Beehives in Tasmania's Southwest National Park

Issue No. 113: Tasmanian Rainforest Honey & other foods with a low environmental impact

More than half of the Australian state of Tasmania is preserved in national and state parks. That doesn’t mean there’s no enterprise. But instead of loggers or miners, the workers are much smaller. Amid the aromatic, shaggy-barked eucalypts towering over more kinds of ferns and shrubby pines than you can imagine in Tasmania’s Southwest National Park, you’ll find hundreds of beehives.

From spring to autumn, trees and shrubs flower in the forest. By the end of the season around March and April, the last trees still blooming are leatherwoods. The bees that visit them produce pure leatherwood honey. It’s a creamy golden color, opaque, thick, pourable yet slightly grainy. The flavor is floral, complex, with a bitter edge that complements the gentle sweetness. And it’s sold in every Australian grocery store I’ve visited, from tiny health food nooks to the big megamarts.

As James McWilliams wrote in his book, Just Food, “An environmentally sound food system is one in which productive endeavors naturally gravitate to geographical locations where the impact on resources is minimized. In other words, producers produce in the right places.”

Tasmania’s rainforests aren’t the only places to produce fantastic tasting food in harmony with nature. Here are a few others from around the globe.

Icelandic geothermal baking

Iceland is a hotbed of geological activity—literally. The landscape is strewn with active volcanoes, tiny earthquakes jostle the ground daily, and it seems nearly every town has its local hot spring. The springs aren’t just good for a nice soak—the geothermal heat rising up from the mud surrounding the springs can also be harnessed for baking bread. They make a dough with plenty of rye flour and sugar, place it in a metal pan and wrap it tightly, then bury it in the boiling mud for 24 hours to create a dark, sweet loaf not unlike Boston brown bread.

Real wild rice

Practically all “wild rice” sold at the grocery is a domesticated variety grown in paddies using conventional agriculture techniques—in other words, it’s no more wild than any other rice out there. True wild rice is an aquatic grass that grows in clear, fresh, slow-moving rivers in the upper Midwest and central Canada. It reseeds itself each autumn when unharvested seeds slip back into the water. The following August, it’s ready to harvest—not by combine, but by hand in canoes.

Sun dried sea salt

To make salt here in Michigan we have to mine it with heavy machinery (that’s how the Kosher brand salt you see at grocery stores is made—it’s mined just north of Ann Arbor).
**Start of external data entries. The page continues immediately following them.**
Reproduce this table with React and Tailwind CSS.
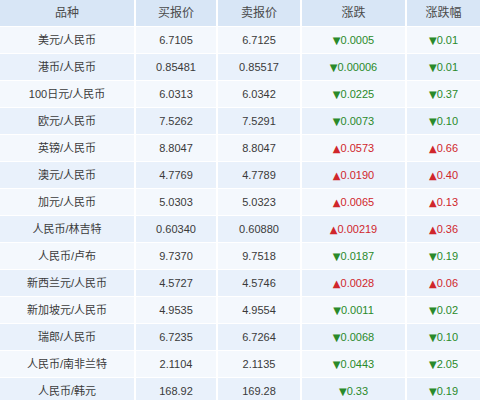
import React from 'react';

const rows = [
  ['美元/人民币', '6.7105', '6.7125', 'down', '0.0005', '0.01'],
  ['港币/人民币', '0.85481', '0.85517', 'down', '0.00006', '0.01'],
  ['100日元/人民币', '6.0313', '6.0342', 'down', '0.0225', '0.37'],
  ['欧元/人民币', '7.5262', '7.5291', 'down', '0.0073', '0.10'],
  ['英镑/人民币', '8.8047', '8.8047', 'up', '0.0573', '0.66'],
  ['澳元/人民币', '4.7769', '4.7789', 'up', '0.0190', '0.40'],
  ['加元/人民币', '5.0303', '5.0323', 'up', '0.0065', '0.13'],
  ['人民币/林吉特', '0.60340', '0.60880', 'up', '0.00219', '0.36'],
  ['人民币/卢布', '9.7370', '9.7518', 'down', '0.0187', '0.19'],
  ['新西兰元/人民币', '4.5727', '4.5746', 'up', '0.0028', '0.06'],
  ['新加坡元/人民币', '4.9535', '4.9554', 'down', '0.0011', '0.02'],
  ['瑞郎/人民币', '6.7235', '6.7264', 'down', '0.0068', '0.10'],
  ['人民币/南非兰特', '2.1104', '2.1135', 'down', '0.0443', '2.05'],
  ['人民币/韩元', '168.92', '169.28', 'down', '0.33', '0.19'],
];

function Change({ dir, value }) {
  const up = dir === 'up';
  return (
    <span className={up ? 'text-[#d0262b]' : 'text-[#2a8a2a]'}>
      <span className="text-[10px] font-['DejaVu_Sans',sans-serif]">{up ? '▲' : '▼'}</span>
      {value}
    </span>
  );
}

export default function App() {
  const cols = 'grid grid-cols-[136px_82px_84px_105px_73px]';
  const cell = 'flex items-center justify-center border-r-2 border-white last:border-r-0';
  return (
    <div className="w-[480px] h-[400px] overflow-hidden bg-white text-[11px] text-[#3a3a3a] font-['Liberation_Sans','Noto_Sans_CJK_SC',sans-serif]">
      <div className={`${cols} h-[26px] bg-[#d8e6f6] text-[12px] text-[#4a4a4a]`}>
        <div className={cell}>品种</div>
        <div className={cell}>买报价</div>
        <div className={cell}>卖报价</div>
        <div className={cell}>涨跌</div>
        <div className={cell}>涨跌幅</div>
      </div>
      {rows.map((r, i) => (
        <div
          key={r[0]}
          className={`${cols} h-[27px] border-t border-white ${i % 2 ? 'bg-[#e9f1fb]' : 'bg-[#f4f8fd]'}`}
        >
          <div className={cell}>{r[0]}</div>
          <div className={cell}>{r[1]}</div>
          <div className={cell}>{r[2]}</div>
          <div className={cell}><Change dir={r[3]} value={r[4]} /></div>
          <div className={cell}><Change dir={r[3]} value={r[5]} /></div>
        </div>
      ))}
    </div>
  );
}
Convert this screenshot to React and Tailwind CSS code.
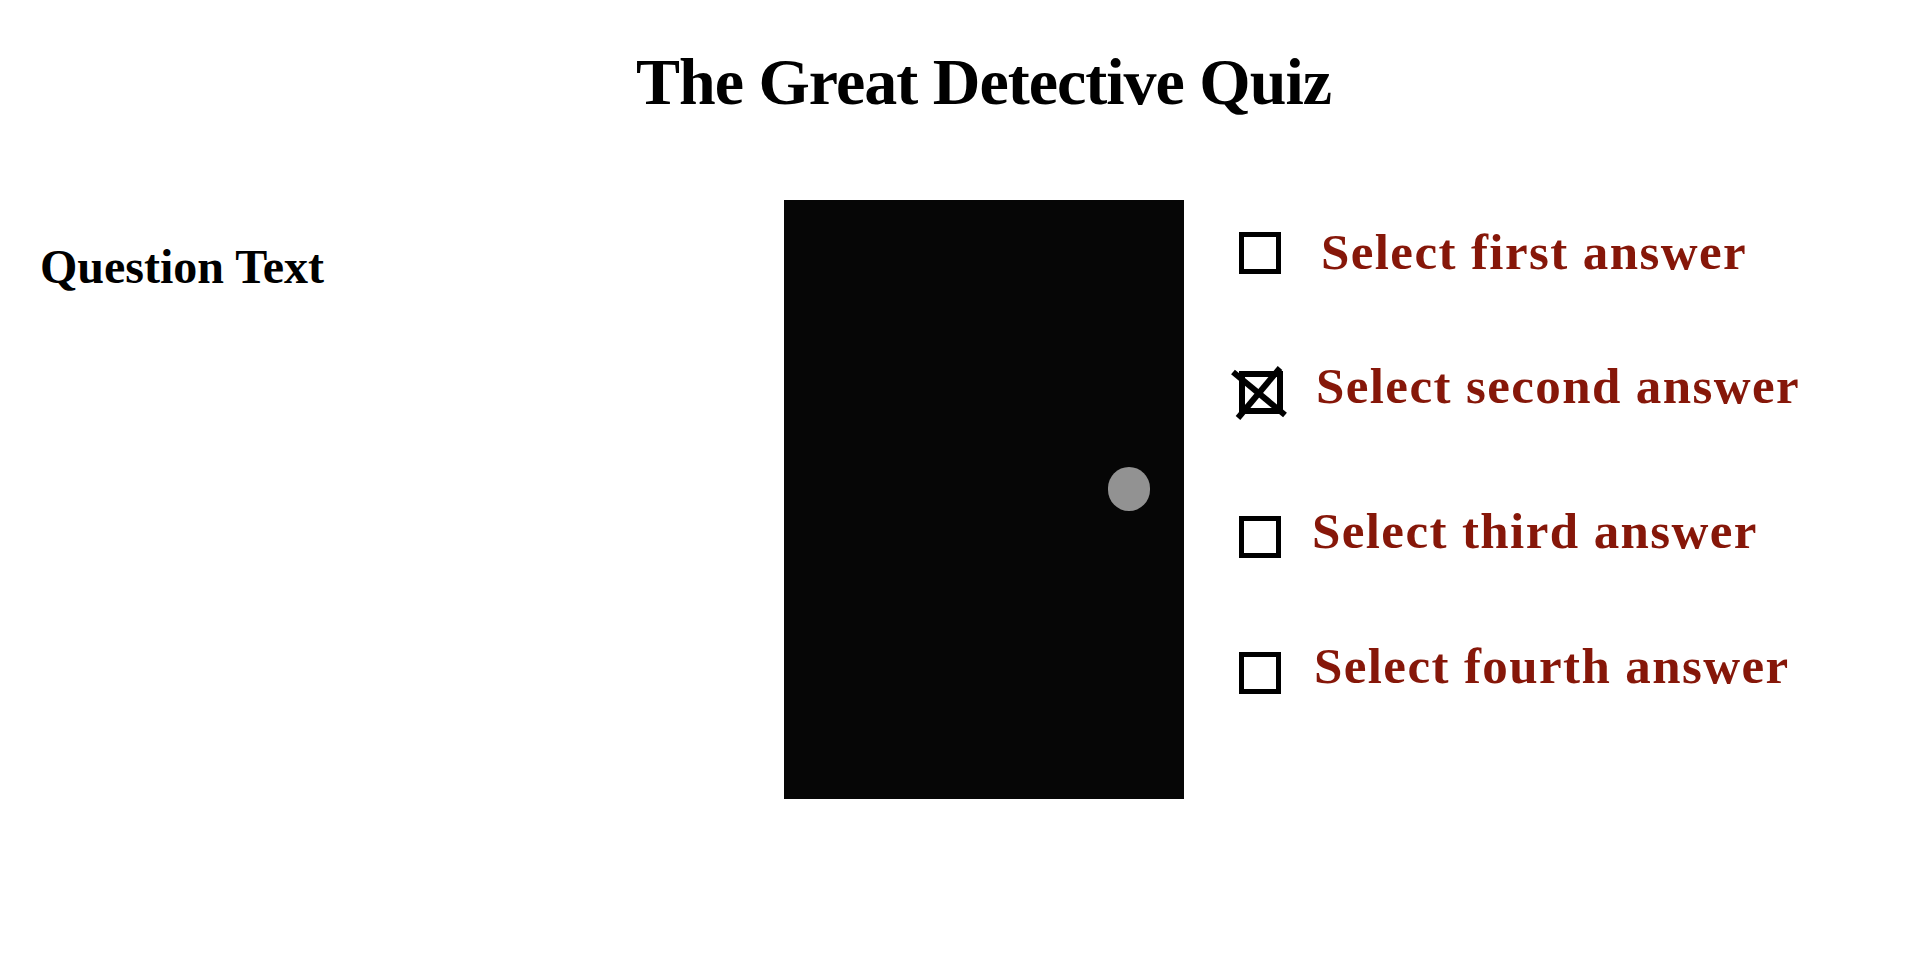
const answers = [
  { label: 'Select first answer', checked: false, rowClass: 'h-[42px]', textClass: 'ml-[40px] -mt-px' },
  { label: 'Select second answer', checked: true, rowClass: 'h-[55px] mt-[91px]', textClass: 'ml-[26px] mt-0' },
  { label: 'Select third answer', checked: false, rowClass: 'h-[42px] mt-[96px]', textClass: 'ml-[31px] -mt-[6px]' },
  { label: 'Select fourth answer', checked: false, rowClass: 'h-[42px] mt-[94px]', textClass: 'ml-[33px] -mt-[7px]' },
];

function CheckedBox() {
  return (
    <svg width="60" height="55" viewBox="0 0 60 55" className="-ml-[9px] shrink-0">
      <rect x="12" y="9" width="38" height="37" fill="none" stroke="#000" strokeWidth="6" />
      <line x1="3" y1="7" x2="55" y2="50" stroke="#000" strokeWidth="6" />
      <line x1="50" y1="3" x2="8" y2="53" stroke="#000" strokeWidth="6" />
    </svg>
  );
}

export default function App() {
  return (
    <div className="min-h-[960px] w-[1932px] bg-white font-['Liberation_Serif',serif]">
      <div className="pt-[49px] pl-[636px]">
        <h1 className="text-[66px] leading-[66px] font-bold tracking-[-1px] text-black whitespace-nowrap">
          The Great Detective Quiz
        </h1>
      </div>

      <div className="flex items-start mt-[85px]">
        <div className="w-[784px] shrink-0 pl-[40px] pt-[43px]">
          <h2 className="text-[48px] leading-[48px] font-bold text-black">Question Text</h2>
        </div>

        <div className="w-[400px] h-[599px] shrink-0 bg-[#060606] flex justify-end items-start pt-[267px] pr-[34px]">
          <div className="w-[42px] h-[44px] rounded-full bg-[#929292]" />
        </div>

        <div className="ml-[55px] pt-[32px] flex flex-col">
          {answers.map((a) => (
            <div key={a.label} className={`flex items-start ${a.rowClass}`}>
              {a.checked ? (
                <CheckedBox />
              ) : (
                <div className="w-[42px] h-[42px] shrink-0 border-[5px] border-black bg-white" />
              )}
              <span
                className={`text-[51px] leading-[42px] font-bold tracking-[1.4px] text-[#861709] whitespace-nowrap ${a.textClass}`}
              >
                {a.label}
              </span>
            </div>
          ))}
        </div>
      </div>
    </div>
  );
}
To make it in foggy coastal places like Wales you have to boil it out of the sea water which takes a tremendous amount of fossil fuels. But on sunny coasts, like in Portugal, salt can be harvested from shallow, tidal pools of sea water that evaporate in the sun, gathered with handheld rakes and shovels, not bulldozers.

Grass fed beef

Beef is everyone’s favorite environmentally-unfriendly villain of a food, and generally for good reason: rainforests are cut down to make room for stockyards; the amount of grain it takes to feed one grain-finished steer could practically feed a village; feedlot cattle are kept in such tight quarters that they’re generally fed a boatload of subtherapeutic antibiotics to keep disease from running rampant… the list goes on.

But grass-fed and grass-finished beef is a whole different story—and the science backs it up. Instead of destroying their environment, well-managed grass-fed herds, like Cory Carman’s out on Carman Ranch in Oregon, can play a vital role in building and maintaining grassland soil health, and even have a negative carbon footprint. They also allow humans, who can’t digest grass, to gain nutrition from lands that would otherwise be nonarable.